Most of these chargers would be private chargers and 1.2 million would be public chargers, installed in travel locations and in places where vehicles are parked for long periods of time.
High Initial Costs
The expansion of the public EV charging infrastructure would cost more than $35 billion by 2030, including the charging equipment, planning, engineering, and installation costs. As an example, the hardware and installation of a small DC fast charging cost up to $200,000. This poses the problem of ensuring that, if a station is installed, there is a clientele to use and pay for it, as well as a good frequency of visits.
U.S. Charger Demand (Thousands of Chargers)
Unfortunately, with this high initial cost, low demand charges of about 5 to 20 cents per kWh, and utilization of chargers averaging less than 8%, some EV charging networks are not yet profitable.
Key Success Factors for an Efficient EV Infrastructure Strategy
Selecting the Right Locations
Over the next few years, EV charging operators and retailers to offer customers a reliable public charging network with carefully selected locations, either in high-traffic or EV-dense areas. Currently, these chargers tend to be located in high-income areas, following early electric vehicle sales. However, future EV charging station installations could be planned for areas of all income levels to make EV ownership as convenient as owning an ICE vehicle and promote equity between rural and urban areas.

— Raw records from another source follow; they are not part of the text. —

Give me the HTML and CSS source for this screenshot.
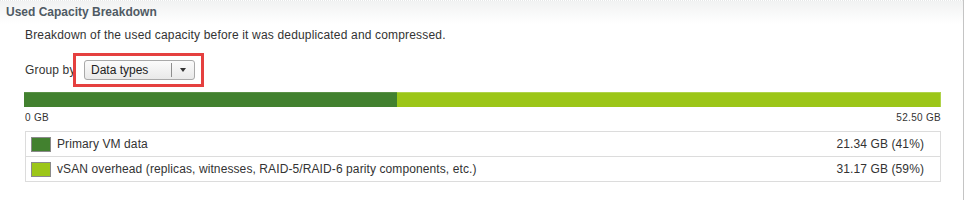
FILE: index.html
```html
<!DOCTYPE html>
<html lang="en">
    <head>
        <meta charset="utf-8">
        <title>Used Capacity Breakdown</title>
        <link rel="stylesheet" href="styles.css">
    </head>
    <body>
        <div class='panel'>
            <div class='panelHeader'>Used Capacity Breakdown</div>

            <div class='panelBody'>
                <div class='desc'>Breakdown of the used capacity before it was deduplicated and compressed.</div>

                <div class='groupRow'>
                    <span class='groupLabel'>Group by</span>
                    <div class='selectBox'>
                        <span class='selectText'>Data types</span>
                        <span class='selectArrow'></span>
                    </div>
                </div>

                <div class='bar'>
                    <div class='barPrimary' style='width:40.65%'></div>
                    <div class='barOverhead'></div>
                </div>

                <div class='scale'>
                    <span>0 GB</span>
                    <span>52.50 GB</span>
                </div>

                <div class='legend'>
                    <div class='legendRow'>
                        <span class='swatch swatchPrimary'></span>
                        <span class='legendName'>Primary VM data</span>
                        <span class='legendValue'>21.34 GB (41%)</span>
                    </div>
                    <div class='legendRow'>
                        <span class='swatch swatchOverhead'></span>
                        <span class='legendName'>vSAN overhead (replicas, witnesses, RAID-5/RAID-6 parity components, etc.)</span>
                        <span class='legendValue'>31.17 GB (59%)</span>
                    </div>
                </div>
            </div>
        </div>
    </body>
</html>
```

FILE: styles.css
```css
body
{
    margin: 0;
    background-color: #ffffff;
    font-family: "Liberation Sans", Arial, sans-serif;
    font-size: 12px;
    color: #333333;
}

.panel
{
    width: 963px;
    height: 200px;
    border-right: 1px solid #c4c4c4;
}

.panelHeader
{
    height: 24px;
    line-height: 23px;
    padding-left: 6px;
    font-weight: bold;
    color: #4f5a64;
    background: linear-gradient(#f1f2f2, #ffffff);
    border-top: 1px dotted #e6e8e8;
    box-sizing: border-box;
}

.panelBody
{
    padding: 0 22px 0 24px;
}

.desc
{
    margin-top: 4px;
    margin-left: 1px;
    line-height: 14px;
    letter-spacing: 0.17px;
}

.groupRow
{
    display: flex;
    align-items: center;
    margin-top: 18px;
    margin-left: 1px;
    height: 20px;
}

.groupLabel
{
    width: 59px;
    letter-spacing: 0.15px;
}

.selectBox
{
    position: relative;
    display: flex;
    align-items: center;
    width: 111px;
    height: 20px;
    box-sizing: border-box;
    border: 1px solid #a9a9a9;
    border-radius: 3px;
    background: linear-gradient(#fbfbfb, #e9e9e9);
}

/* red highlight drawn over the control */
.selectBox::after
{
    content: '';
    position: absolute;
    left: -12px;
    top: -8px;
    width: 125px;
    height: 28px;
    border: 3px solid #e5403f;
}

.selectText
{
    flex: 1;
    padding-left: 6px;
    color: #222222;
}

.selectArrow
{
    width: 22px;
    height: 14px;
    border-left: 1px solid #8e8e8e;
    position: relative;
}

.selectArrow::before
{
    content: '';
    position: absolute;
    left: 8px;
    top: 5px;
    border-left: 3px solid transparent;
    border-right: 3px solid transparent;
    border-top: 4px solid #333333;
}

.bar
{
    display: flex;
    margin-top: 12px;
    height: 15px;
}

.barPrimary
{
    background-color: #42812f;
    border-top: 1px solid #5a9147;
}

.barOverhead
{
    flex: 1;
    background-color: #9cc618;
    border-top: 1px solid #b0d34a;
    border-right: 1px solid #b0d34a;
}

.scale
{
    display: flex;
    justify-content: space-between;
    margin-top: 5px;
    margin-left: 1px;
    font-size: 10px;
    line-height: 12px;
    letter-spacing: 0.3px;
}

.legend
{
    margin-top: 7px;
    margin-left: 1px;
    border: 1px solid #dcdcdc;
    letter-spacing: 0.1px;
}

.legendRow
{
    display: flex;
    align-items: center;
    height: 24px;
    padding: 0 16px 0 5px;
}

.legendRow + .legendRow
{
    border-top: 1px solid #dcdcdc;
}

.swatch
{
    width: 18px;
    height: 13px;
    border: 1px solid #8a8a8a;
    margin-right: 6px;
}

.swatchPrimary
{
    background-color: #42812f;
}

.swatchOverhead
{
    background-color: #9cc618;
}

.legendName
{
    flex: 1;
}
```
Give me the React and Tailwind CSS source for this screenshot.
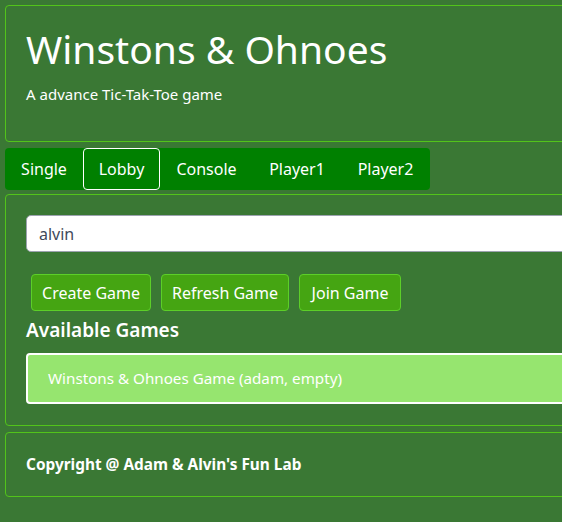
import React from "react";

const tabs = [
  { label: "Single", w: "w-[78px]" },
  { label: "Lobby", w: "w-[77px]", active: true },
  { label: "Console", w: "w-[93px]" },
  { label: "Player1", w: "w-[88px]" },
  { label: "Player2", w: "w-[89px]" },
];

export default function App() {
  return (
    <div className="min-h-screen w-full overflow-hidden bg-[#3a7834] text-white" style={{ fontFamily: '"Noto Sans", "Open Sans", sans-serif' }}>
      <div className="w-[640px] p-[5px]">
        <header className="h-[137px] rounded-[4px] border border-[#52c41a] px-5 pt-[20px]">
          <h1 className="text-[39px] leading-[46px] font-normal">Winstons &amp; Ohnoes</h1>
          <p className="mt-[11px] text-[15px] leading-[22px]">A advance Tic-Tak-Toe game</p>
        </header>

        <nav className="mt-[6px] flex w-[425px] h-[42px] rounded-[4px] bg-[#008000]">
          {tabs.map((t) => (
            <div
              key={t.label}
              className={`${t.w} flex items-center justify-center text-[16px] rounded-[4px] ${t.active ? "border border-white" : ""}`}
            >
              {t.label}
            </div>
          ))}
        </nav>

        <main className="mt-[4px] h-[232px] rounded-[4px] border border-[#52c41a] px-5 pt-5">
          <div className="h-[37px] rounded-[5px] border border-[#9ca3af] bg-white flex items-center px-3 text-[16px] text-[#3f4a5a]">
            alvin
          </div>
          <div className="mt-[22px] flex gap-[10px] pl-[5px]">
            <button className="w-[120px] h-[37px] rounded-[4px] border border-[#5ccf28] bg-[#45a512] text-[16px] text-white">Create Game</button>
            <button className="w-[128px] h-[37px] rounded-[4px] border border-[#5ccf28] bg-[#45a512] text-[16px] text-white">Refresh Game</button>
            <button className="w-[102px] h-[37px] rounded-[4px] border border-[#5ccf28] bg-[#45a512] text-[16px] text-white">Join Game</button>
          </div>
          <h2 className="mt-[6px] text-[19px] leading-[26px] font-semibold">Available Games</h2>
          <div className="mt-[10px] h-[51px] rounded-[4px] border-2 border-white bg-[#96e56f] flex items-center pl-5 text-[15.2px]">
            Winstons &amp; Ohnoes Game (adam, empty)
          </div>
        </main>

        <footer className="mt-[6px] h-[65px] rounded-[4px] border border-[#52c41a] px-5 flex items-center">
          <p className="text-[15.4px] font-bold">Copyright @ Adam &amp; Alvin's Fun Lab</p>
        </footer>
      </div>
    </div>
  );
}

To efficiently select the right locations, CPOs and retailers must use site analytics based on quality location-based data. We’ll discuss this in more depth below.
Choosing the Best EV Charger Speeds
Once the potential sites are selected, charge point operators and retailers must choose between commercial level 2 chargers and fast DC chargers to best meet customers’ needs and various use cases. While fast charging is essential to alleviate range anxiety, it is not suitable for all types of locations.
For example, drivers with access to home or overnight charging only need fast chargers when they are on long-distance trips and can’t take the extra time to recharge at slower commercial L2 chargers, or when they forget to charge at home and can’t make the round trip in time. On the other hand, those who don’t have access to a charger at home either opt for fast or slow public charging, depending on their daily travel habits.
This is where location and dwell time play a key role. In parking lots and other public places, DC charging can be offered as a premium service, but when an EV driver is parked for one hour or more, a slower L2 charger is usually sufficient and less expensive for a business to install.
Partnering With Retailers
On the other hand, strategically choosing the right locations and charging speeds is not enough for an EV network to be profitable. For EV charging station companies, obtaining additional revenue streams by partnering with retailers, including fuel retailers, is not only desirable but often necessary. It is also a good opportunity for retailers to increase their sales by generating additional visits through the installation of a well-planned electric vehicle charging infrastructure.
EV owners tend to spend an average of $1 in non-energy revenue sources at the business where they are parked per minute of charging if the on-site offers are interesting and diversified enough. Therefore, creating appealing value propositions to customers certainly improve charger utilization.
How Geospatial Is Critical to Developing a Reliable Data Model
To select the best location, choose the right charging speed, and predict the performance of a potential EV charger, it is essential to develop an accurate geospatial data model. This model should include many hyperlocal and up-to-date data points from authoritative data sources, such as:
- Historical sales
- Historical spending
- Charging sessions and durations
- Site locations
- Customer profiles
Leveraging location analytics with the help of geospatial experts is critical to developing a future proof EV infrastructure strategy that suits your business model and the changing geodemographics of EV owners. Geospatial experts can also guide you through current trends in EV network branding and the new loyalty paradigm, which greatly influences customer satisfaction.
Maximize Your EV Charging Station Investments Now!
Korem’s experience shows that many customers have difficulty finding the right vendors or external datasets when building their EV infrastructure strategy. However, the help of geospatial experts with an agnostic approach combined with multi-source and hyperlocal datasets has proven to be the best course of action for the EV strategy of Korem’s clients.
Geospatial technology can help you develop a reliable sales forecasting model, calculate the ROI, and analyze the competitive landscape before making further EV charging station investments. And once your EV chargers are up and running, it can assist you in maximizing, scoring, and comparing them.